I was really impressed with the amount we’d all learned and the little details that we might well have missed without our guide.
After lunch my son was eager to try out the Family Discovery Guide which is available for £4.50 from the entrance desk. The guide offers an activity trail for children to complete and comes with a map of the cathedral and points of interest, along with a selfie frame to have some fun at the end of the trail. The trail takes around an hour to complete, but is a great way for children to discover more about this beautiful building whilst taking things in at that own pace. It also showed me just how much information my son had retained from our guided tour in the morning.

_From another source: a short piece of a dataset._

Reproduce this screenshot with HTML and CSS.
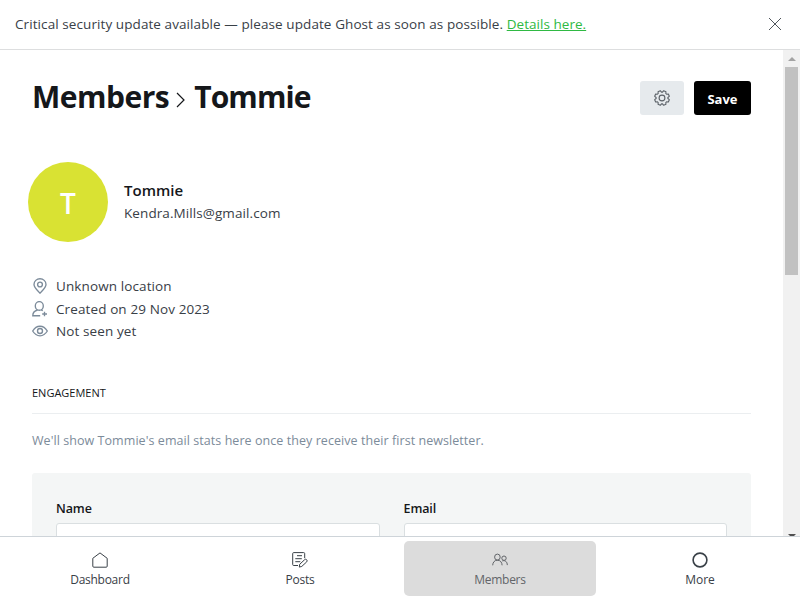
FILE: index.html
```html
<!DOCTYPE html>
<html lang="en">
<head>
<meta charset="utf-8">
<title>Members - Tommie</title>
<link rel="stylesheet" href="styles.css">
</head>
<body>
<div class="app">
  <aside class="banner">
    <p class="banner-text">Critical security update available — please update Ghost as soon as possible. <a href="#">Details here.</a></p>
    <svg class="close" viewBox="0 0 14 14"><path d="M1 1l12 12M13 1L1 13"/></svg>
  </aside>
  <div class="viewport">
    <main class="content">
      <header class="header">
        <h1 class="title"><span class="crumb">Members</span><svg class="chevron" viewBox="0 0 10 16"><path d="M1 1L8 8l-7 7"/></svg><span class="crumb-current">Tommie</span></h1>
        <div class="actions">
          <button class="btn btn-icon" aria-label="Settings">
            <svg class="gear" viewBox="-8 -8 16 16"><circle r="2.900"/><path d="M-.51-5.880L.51-5.880L1.690-7.310L3.970-6.360L3.790-4.520L4.520-3.790L6.360-3.970L7.310-1.690L5.880-.51L5.880.51L7.310 1.690L6.360 3.970L4.520 3.790L3.790 4.520L3.970 6.360L1.690 7.310L.51 5.880L-.51 5.880L-1.690 7.310L-3.970 6.360L-3.790 4.520L-4.520 3.790L-6.360 3.970L-7.310 1.690L-5.880.51L-5.880-.51L-7.310-1.690L-6.360-3.970L-4.520-3.790L-3.790-4.520L-3.970-6.360L-1.690-7.310z"/></svg>
          </button>
          <button class="btn btn-save">Save</button>
        </div>
      </header>
      <section class="profile">
        <div class="avatar">T</div>
        <div class="identity">
          <h3 class="name">Tommie</h3>
          <p class="email">Kendra.Mills@gmail.com</p>
        </div>
      </section>
      <ul class="details">
        <li><svg viewBox="0 0 16 16"><path d="M8 15.200C6.800 13.500 2 9.800 2 6.400a6 5.700 0 0 1 12 0C14 9.800 9.200 13.500 8 15.200z"/><circle cx="8" cy="6.500" r="2.400"/></svg><span class="location">Unknown location</span></li>
        <li><svg viewBox="0 0 16 16"><ellipse cx="7.300" cy="4.900" rx="4" ry="4.300"/><path d="M5.600 9C2.500 9.800.8 11.300.8 14.700h7.400M9.300 9l1.500.6M12.500 10.700v4.600M10.200 13h4.800"/></svg><span class="created">Created on 29 Nov 2023</span></li>
        <li><svg viewBox="0 0 16 16"><path d="M.7 8C2.300 5.300 5 3.200 8 3.200s5.700 2.100 7.300 4.800c-1.600 2.700-4.300 4.800-7.300 4.800S2.300 10.700.7 8z"/><circle cx="8" cy="8" r="2.500"/></svg><span class="seen">Not seen yet</span></li>
      </ul>
      <h4 class="section-title"><span>Engagement</span></h4>
      <p class="hint">We'll show Tommie's email stats here once they receive their first newsletter.</p>
      <form class="form">
        <label class="field"><span class="label-name">Name</span><input type="text"></label>
        <label class="field"><span class="label-email">Email</span><input type="text"></label>
      </form>
    </main>
    <div class="scrollbar">
      <svg class="arrow arrow-up" viewBox="0 0 8 4"><path d="M4 0l4 4H0z"/></svg>
      <div class="thumb"></div>
      <svg class="arrow arrow-down" viewBox="0 0 8 4"><path d="M0 0h8L4 4z"/></svg>
    </div>
  </div>
  <nav class="nav">
    <a class="tab"><svg viewBox="0 0 16 16"><path d="M.8 6.300L8 .9l7.200 5.400v7.900a1 1 0 0 1-1 1H1.800a1 1 0 0 1-1-1z"/></svg><span class="t-dash">Dashboard</span></a>
    <a class="tab"><svg viewBox="0 0 16 16"><path d="M6 13.500H1.700a1 1 0 0 1-1-1V1.600a1 1 0 0 1 1-1h10a1 1 0 0 1 1 1v4.600M5 3.700h5M3.300 6.700h6.500M3.300 9.700h5M7.700 12.300l4.800-4.500a1.500 1.500 0 0 1 2.200 2.100l-4.900 4.500-2.500.7z"/></svg><span class="t-posts">Posts</span></a>
    <a class="tab tab-active"><svg viewBox="0 0 16 16"><ellipse cx="5.400" cy="5.100" rx="2.800" ry="3"/><path d="M.7 13.300c.1-2.800 1.600-5.100 4.700-5.100s4.600 2.300 4.700 5.100M10.300 8.900c3.200-1 4.900 1.100 5 4.200"/><circle cx="12" cy="6.200" r="2.200"/></svg><span class="t-members">Members</span></a>
    <a class="tab tab-more"><svg viewBox="0 0 16 16"><circle cx="8" cy="8" r="6.900"/></svg><span class="t-more">More</span></a>
  </nav>
</div>
</body>
</html>
```
FILE: styles.css
```css
* { box-sizing: border-box; }

body {
  margin: 0;
  font-family: "Open Sans", "Noto Sans", sans-serif;
  color: #15171a;
  background: #fff;
}

h1, h3, h4, p, ul { margin: 0; padding: 0; }
svg { display: block; flex: none; fill: none; stroke: currentColor; }

.app {
  display: flex;
  flex-direction: column;
  width: 800px;
  height: 600px;
  overflow: hidden;
}

.banner {
  display: flex;
  flex: none;
  align-items: center;
  justify-content: space-between;
  height: 50px;
  padding: 0 18px 1px 15px;
  border-bottom: 1px solid #dddedf;
}
.banner-text { font-size: 13.500px; line-height: 20px; letter-spacing: 0.085px; color: #394047; white-space: nowrap; }
.banner-text a { color: #2fb943; letter-spacing: 0.04px; text-decoration: underline; }
.close { width: 14px; height: 14px; color: #50565c; }

.viewport { display: flex; flex: 1; min-height: 0; overflow: hidden; }
.content { width: 783px; padding: 31px 32px 0; }

.header { display: flex; justify-content: space-between; height: 34px; }
.title {
  display: flex;
  align-items: center;
  height: 30px;
  font-size: 30px;
  font-weight: 700;
  white-space: nowrap;
}
.crumb { letter-spacing: -0.500px; }
.crumb-current { letter-spacing: -0.900px; }
.chevron { width: 10px; height: 16px; margin: 7px 8px 0 7px; stroke-width: 1.200; }
.actions { display: flex; gap: 10px; }
.btn {
  display: flex;
  align-items: center;
  justify-content: center;
  height: 34px;
  padding: 0;
  border: 0;
  border-radius: 3px;
  font: 700 13px "Open Sans", sans-serif;
}
.btn-icon { width: 44px; color: #5c6268; background: #e6eaed; }
.btn-save { width: 57px; padding-top: 2px; color: #fff; background: #000; }
.gear { width: 16px; height: 16px; stroke-width: 1.100; stroke-linejoin: round; }

.profile { display: flex; align-items: center; gap: 16px; margin: 47px 0 0 -4px; }
.avatar {
  display: flex;
  align-items: center;
  justify-content: center;
  width: 80px;
  height: 80px;
  padding-top: 1px;
  border-radius: 50%;
  font-size: 28px;
  font-weight: 600;
  color: #fff;
  background: #d9e233;
}
.identity { padding-bottom: 2px; }
.name { font-size: 15px; font-weight: 600; line-height: 23px; }
.email { font-size: 13.500px; line-height: 22px; letter-spacing: 0.085px; color: #394047; }

.details { margin-top: 33px; list-style: none; font-size: 13.500px; letter-spacing: 0.110px; color: #394047; }
.details li { display: flex; align-items: center; gap: 8px; height: 22.500px; }
.details svg { width: 16px; height: 16px; color: #7c8b9a; stroke-width: 1.350; }

.section-title {
  height: 30px;
  margin-top: 41px;
  border-bottom: 1px solid #ebeef0;
  font-size: 11px;
  font-weight: 500;
  line-height: 18px;
  text-transform: uppercase;
}
.hint { margin-top: 17px; font-size: 12.500px; line-height: 20px; letter-spacing: 0.060px; color: #7c8b9a; }
.form {
  display: grid;
  grid-template-columns: 1fr 1fr;
  gap: 24px;
  height: 150px;
  margin-top: 22px;
  padding: 26px 24px;
  border-radius: 3px;
  background: #f4f6f6;
}
.field { display: block; font-size: 12.500px; font-weight: 600; line-height: 20px; letter-spacing: -0.100px; }
.field input {
  display: block;
  width: 100%;
  height: 38px;
  margin-top: 4px;
  border: 1px solid #dadfe1;
  border-radius: 3px;
  background: #fff;
}
.field span { display: block; }

.scrollbar { display: flex; flex-direction: column; align-items: center; width: 17px; background: #f1f1f1; }
.arrow { width: 8px; height: 4px; stroke: none; }
.arrow-up { margin: 7px 0 6px; fill: #a3a3a3; }
.arrow-down { margin-top: auto; margin-bottom: -2px; fill: #505050; }
.thumb { width: 13px; height: 208px; background: #c1c1c1; }

.nav {
  display: grid;
  flex: none;
  grid-template-columns: repeat(4, 1fr);
  gap: 8px;
  height: 64px;
  padding: 4px;
  border-top: 1px solid #ced4d9;
}
.tab {
  display: flex;
  flex-direction: column;
  align-items: center;
  gap: 3px;
  height: 55px;
  padding-top: 11px;
  border-radius: 5px;
  font-size: 12px;
  line-height: 18px;
  letter-spacing: -0.280px;
  color: #394047;
}
.tab svg { width: 16px; height: 16px; margin-left: 0.500px; }
.tab-active { color: #626569; background: #dcdcdc; }
.t-more { letter-spacing: 0; }
.tab-more svg { stroke-width: 1.600; }
```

He loved trying to find the various stonemason’s marks on the pillars and watching the light streaming through the stained glass windows onto the pillars beyond.
He was happily completing the trail, taking photos of his finds and immersing himself in the history.
As well as completing the activities within the guide we could also explore inside the various chapels around the Cathedral and just take everything in. It really is a splendid building.
A must see part of the Cathedral, especially if you have children, is the Tribune Gallery which can be reached via a spiral staircase.
It’s a wonderful area with all sorts of activities for children to enjoy. From dressing up costumes to brass rubbing areas, gargoyle construction and stained glass windows to make. We were both impressed with this gallery and it kept my son and others entertained for ages. It also has wonderful views across the Cathedral.
There’s also a whispering gallery to enjoy as you walk from one side of the Gallery to the other, but the concept was lost on my son as he ran through the corridor!
The final stop of the Family Discovery Guide is the Garth, a tranquil garden in the centre of the Cloisters.
We’d had a wonderful time exploring Gloucester Cathedral and beyond and it’s somewhere we’re already looking forward to revisiting again later in the year. you can find out more about the family activities held at the Cathedral on their website.